Bank of America reacts to the launch of PayPal’s PYUSD stablecoin, pegged to the US dollar, arguing that the asset is unlikely to be widely used, at least not anytime soon.

PayPal’s recent groundbreaking announcement about the launch of its US dollar-denominated stablecoin PYUSD has sparked much criticism around the world. While it seems like a significant step toward cryptocurrency adoption, some say PayPal won’t be very successful any time soon.

One of the largest banks in the US, Bank of America, outlined the main reasons why PayPal USD is unlikely to see immediate adoption in its recent research report.

Competing against CDBCs

First, Bank of America analysts Alkesh Shah and Andrew Moss explained that PayPal’s stablecoin could face intense competition in the market:

“Longer term, we expect PYUSD to experience additional hurdles to adoption as competition from central bank digital currencies (CBDCs) and yield stablecoins increases.”

It is true that several countries are actively exploring Central Bank Digital Currencies (CBDCs) that could compete with stablecoins, as both are based on similar technologies and are pegged to fiat currencies. Only this year, countries like Brazil, South Korea, Russia, Japan, the United Kingdom, among others, have reported news about the launch of their CBDCs. There is speculation that the US may also be working on its CBDC, although some of the country’s presidential candidates have claimed to be against it.

Competing against other stablecoins

Also, there are many other stablecoins that PYUSD will have to compete with. Profitable stablecoins are now especially attractive to investors, according to Bank of America:

“Investors may have been fine holding non-yielding stablecoins like USDT and USDC when rates were close to zero, but it is likely that yielding stablecoins will become increasingly available and attractive with short-term rates above 5%.” .
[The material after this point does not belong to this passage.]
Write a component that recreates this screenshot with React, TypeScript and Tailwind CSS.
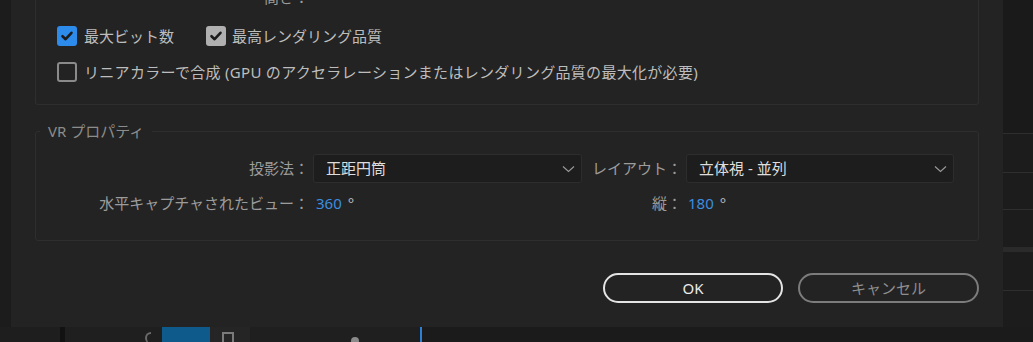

Dealing with regulatory scrutiny

Finally, the analysts also suggested that PayPal could face regulatory problems if traditional banks are prohibited from issuing stablecoins:

“Investors are likely to be indifferent to the stablecoins they own, as long as the stablecoins are perceived as safe and accessible on major trading platforms. We do not expect the launch of PYUSD to lead to accelerated regulatory clarity, as stablecoin issuance does not change the systemic risk for traditional markets, but stablecoins could face regulatory hurdles if nonbanks are prevented from issuing stablecoins. ”.

Just one day after PayPal unveiled its stablecoin project, the US Federal Reserve released new guidelines on the use of “dollar tokens” by US banks. According to the notice, to engage in any type of stablecoin-related activity, US banks will now need to receive a written supervisory no objection from the Federal Reserve.

Meanwhile, cryptocurrency scammers didn’t wait long to try to cash in on the big news and flooded decentralized exchanges with fake PayPal tokens.